▶ [DO THIS]: Your task is to copy the listing exactly, with the pictures left out.
**** SOURCE EXCERPT ****
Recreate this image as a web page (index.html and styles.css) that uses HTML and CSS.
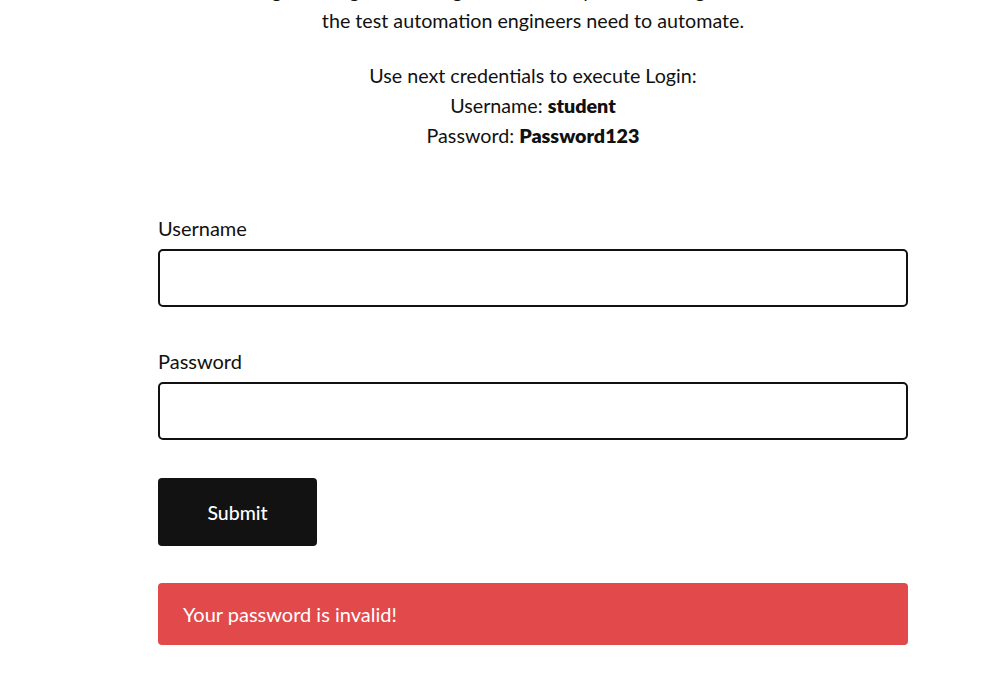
FILE: index.html
```html
<!DOCTYPE html>
<html lang="en">
<head>
<meta charset="utf-8">
<title>Test login</title>
<link rel="stylesheet" href="styles.css">
</head>
<body>
<main class="page">
  <section class="intro">
    <p class="lead">negative LogIn tests. Login functionality is something that most of<br>the test automation engineers need to automate.</p>
    <p class="creds">Use next credentials to execute Login:<br>Username: <b>student</b><br>Password: <b>Password123</b></p>
  </section>
  <form class="login-form">
    <div class="field">
      <label class="field-label" for="username">Username</label>
      <input class="field-input" id="username" type="text">
    </div>
    <div class="field">
      <label class="field-label" for="password">Password</label>
      <input class="field-input" id="password" type="password">
    </div>
    <button class="submit" type="button">Submit</button>
    <div class="error">Your password is invalid!</div>
  </form>
</main>
</body>
</html>
```

FILE: styles.css
```css
html, body {
  margin: 0;
  padding: 0;
  background: #ffffff;
  overflow: hidden;
}

body {
  font-family: Lato, "Open Sans", sans-serif;
  font-size: 20px;
  line-height: 30px;
  color: #111111;
}

.page {
  width: 750px;
  margin-left: 158px;
}

.intro {
  text-align: center;
  margin-top: -24px;
  font-size: 19.7px;
}

.intro p {
  margin: 0;
}

.lead {
  margin-bottom: 25px !important;
}

.creds b {
  font-weight: 800;
}

.login-form {
  margin-top: 62px;
  display: flex;
  flex-direction: column;
  align-items: flex-start;
}

.field {
  display: flex;
  flex-direction: column;
  width: 100%;
  margin-bottom: 39px;
}

.field + .field {
  margin-bottom: 38px;
}

.field-label {
  display: block;
  line-height: 30px;
  margin-bottom: 6px;
}

.field-input {
  box-sizing: border-box;
  width: 100%;
  height: 58px;
  border: 2px solid #111111;
  border-radius: 5px;
  background: #ffffff;
  margin: 0;
  padding: 0 14px;
  font: inherit;
}

.submit {
  width: 159px;
  height: 68px;
  border: none;
  border-radius: 4px;
  background: #121212;
  color: #ffffff;
  font-family: Lato, sans-serif;
  font-size: 19.5px;
  font-weight: 500;
  padding: 0;
  margin: 0 0 37px 0;
}

.error {
  box-sizing: border-box;
  width: 100%;
  height: 62px;
  display: flex;
  align-items: center;
  padding: 0 25px;
  background: #e2494b;
  color: #ffffff;
  border-radius: 4px;
}
```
****
▶ [WRITTEN SOLUTION]:
Recreate this image as a web page (index.html and styles.css) that uses HTML and CSS.
FILE: index.html
```html
<!DOCTYPE html>
<html lang="en">
<head>
<meta charset="utf-8">
<title>Test login</title>
<link rel="stylesheet" href="styles.css">
</head>
<body>
<main class="page">
  <section class="intro">
    <p class="lead">negative LogIn tests. Login functionality is something that most of<br>the test automation engineers need to automate.</p>
    <p class="creds">Use next credentials to execute Login:<br>Username: <b>student</b><br>Password: <b>Password123</b></p>
  </section>
  <form class="login-form">
    <div class="field">
      <label class="field-label" for="username">Username</label>
      <input class="field-input" id="username" type="text">
    </div>
    <div class="field">
      <label class="field-label" for="password">Password</label>
      <input class="field-input" id="password" type="password">
    </div>
    <button class="submit" type="button">Submit</button>
    <div class="error">Your password is invalid!</div>
  </form>
</main>
</body>
</html>
```

FILE: styles.css
```css
html, body {
  margin: 0;
  padding: 0;
  background: #ffffff;
  overflow: hidden;
}

body {
  font-family: Lato, "Open Sans", sans-serif;
  font-size: 20px;
  line-height: 30px;
  color: #111111;
}

.page {
  width: 750px;
  margin-left: 158px;
}

.intro {
  text-align: center;
  margin-top: -24px;
  font-size: 19.7px;
}

.intro p {
  margin: 0;
}

.lead {
  margin-bottom: 25px !important;
}

.creds b {
  font-weight: 800;
}

.login-form {
  margin-top: 62px;
  display: flex;
  flex-direction: column;
  align-items: flex-start;
}

.field {
  display: flex;
  flex-direction: column;
  width: 100%;
  margin-bottom: 39px;
}

.field + .field {
  margin-bottom: 38px;
}

.field-label {
  display: block;
  line-height: 30px;
  margin-bottom: 6px;
}

.field-input {
  box-sizing: border-box;
  width: 100%;
  height: 58px;
  border: 2px solid #111111;
  border-radius: 5px;
  background: #ffffff;
  margin: 0;
  padding: 0 14px;
  font: inherit;
}

.submit {
  width: 159px;
  height: 68px;
  border: none;
  border-radius: 4px;
  background: #121212;
  color: #ffffff;
  font-family: Lato, sans-serif;
  font-size: 19.5px;
  font-weight: 500;
  padding: 0;
  margin: 0 0 37px 0;
}

.error {
  box-sizing: border-box;
  width: 100%;
  height: 62px;
  display: flex;
  align-items: center;
  padding: 0 25px;
  background: #e2494b;
  color: #ffffff;
  border-radius: 4px;
}
```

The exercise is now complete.